Now, notice that the command in 1 Peter 5:7 to cast your anxieties on the Lord is preceded by the statement that God is mighty and followed by the statement that God cares. It goes like this: “Humble yourselves, therefore, under the mighty hand of God, . . . casting all your anxieties on him, because he cares for you” (1 Peter 5:6–7). Therefore, the casting of our anxieties means trusting his might and trusting his care to fulfill specific promises that he makes to his children in their various situations of life.

So as I’m facing a situation of anxiety, I admit that I cannot provide God’s needs. That’s not my job.
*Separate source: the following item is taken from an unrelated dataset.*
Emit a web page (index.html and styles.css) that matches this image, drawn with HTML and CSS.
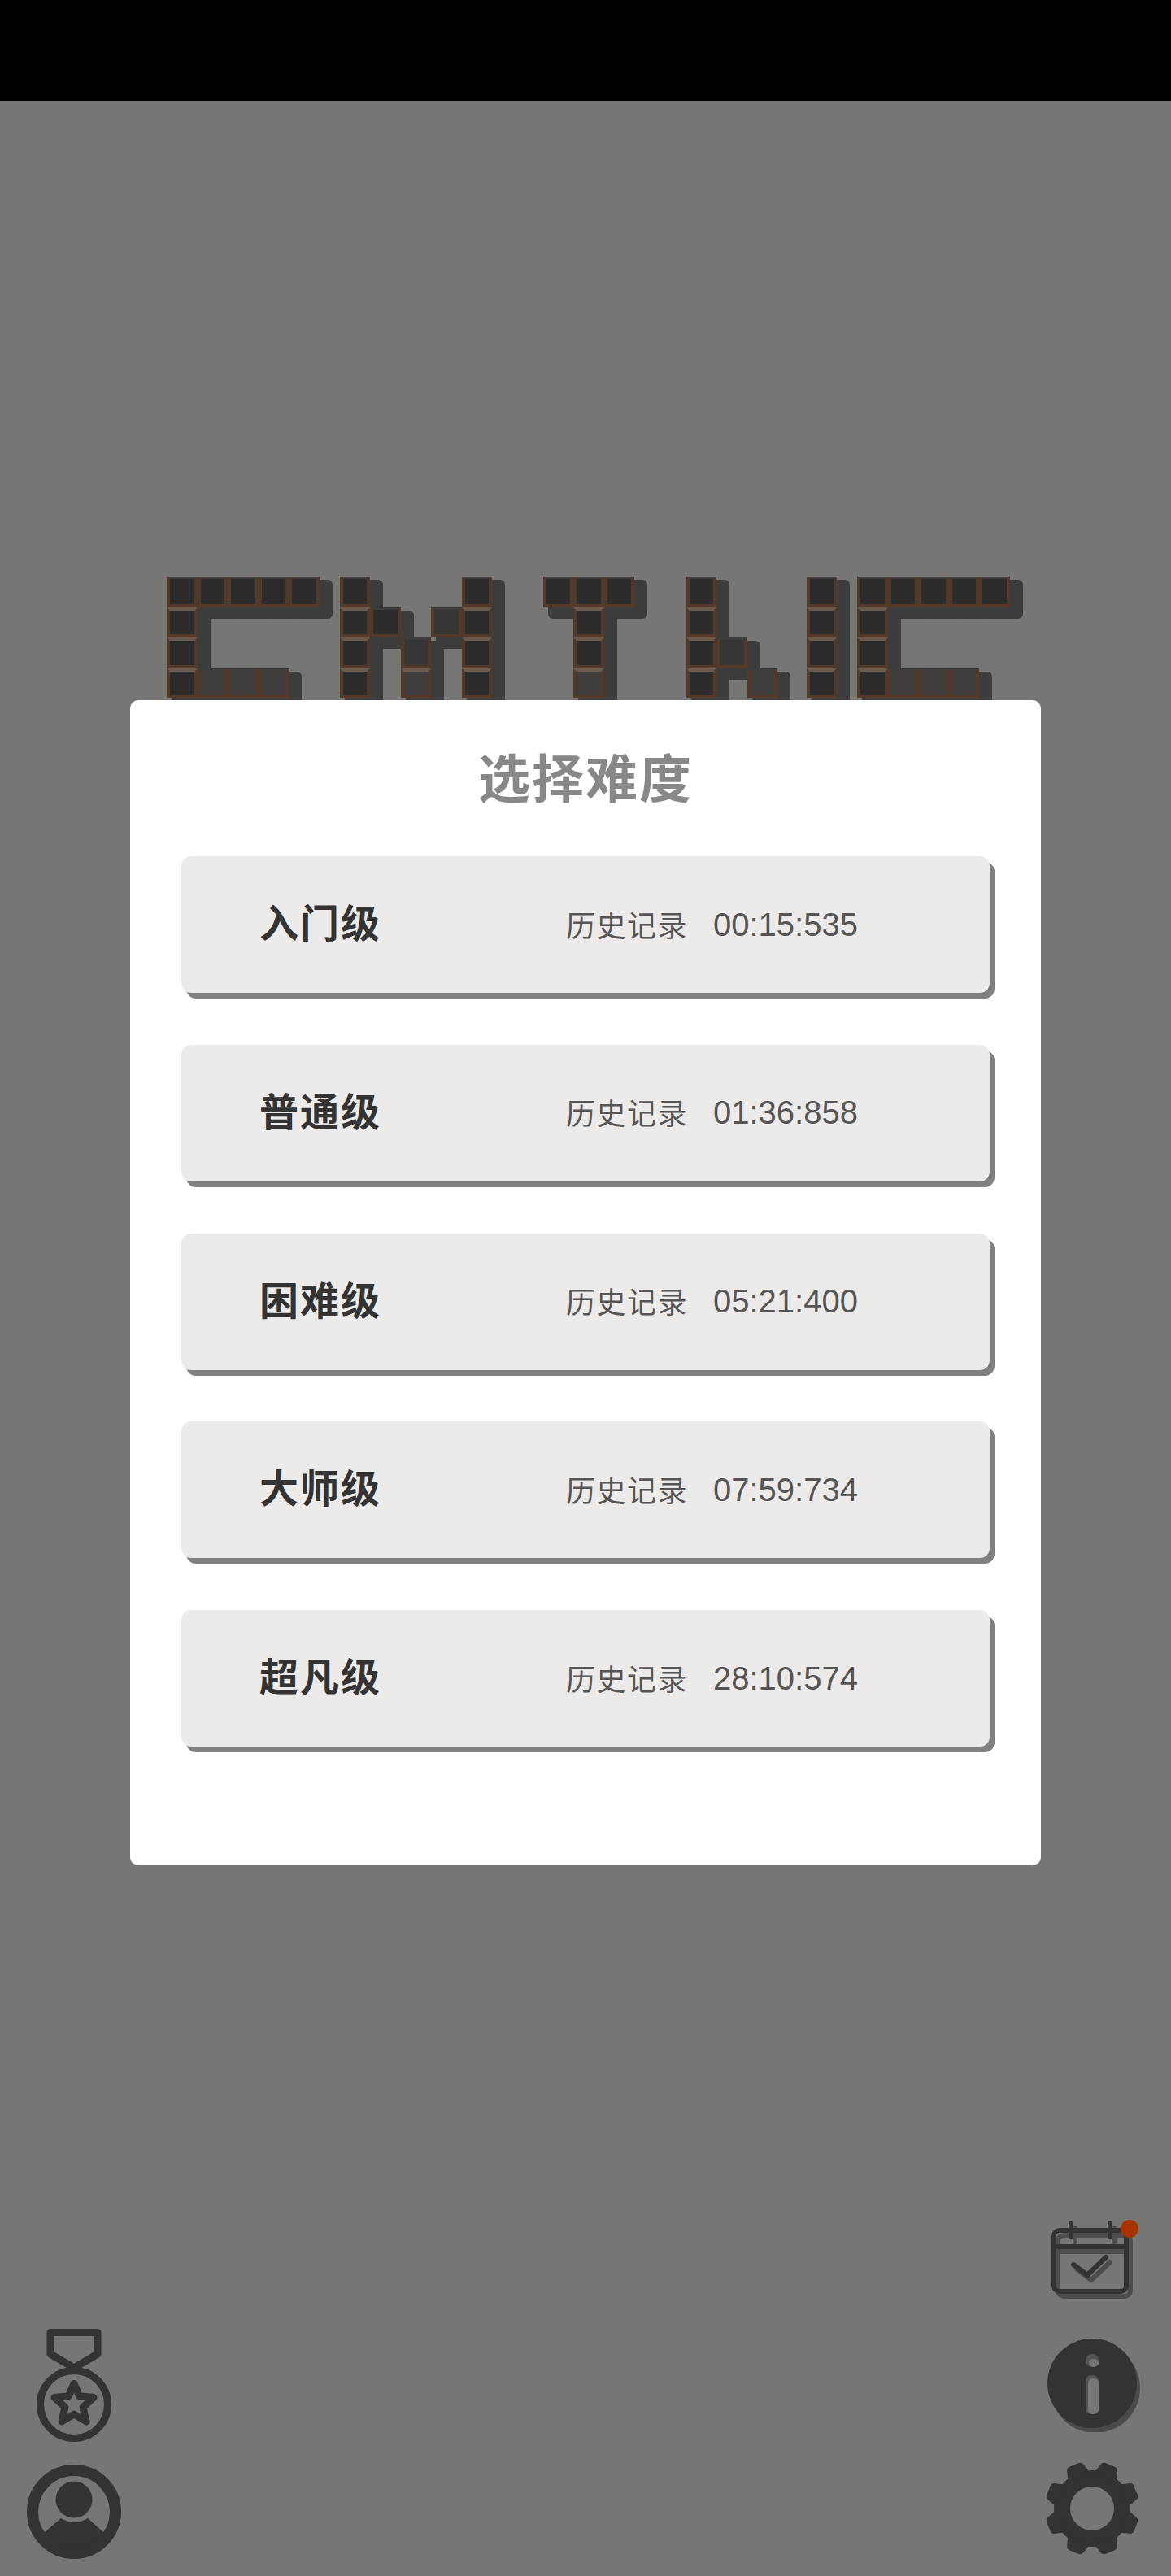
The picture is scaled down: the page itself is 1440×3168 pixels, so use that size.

He doesn’t want me to take that role. I’m helpless. God is all-sufficient, so I call to mind a promise like Isaiah 41:10, my go-to precious promise, where God says to me personally (I can hear him saying my name almost), “John, I will help you. I will strengthen you, I will uphold you with my righteous right hand” — a wonderful promise. And I trust that promise at that moment, and that trusting is the casting of my anxiety onto him. If, by grace, I am able to rest in the promise, the burden is lifted, and I can walk into the scary situation without fear.

So, never cease to be amazed that God is not a man that he should be served, but he is God, and he delights to show his power and his care not by burdening us, but by lifting our burdens. Trust him for this.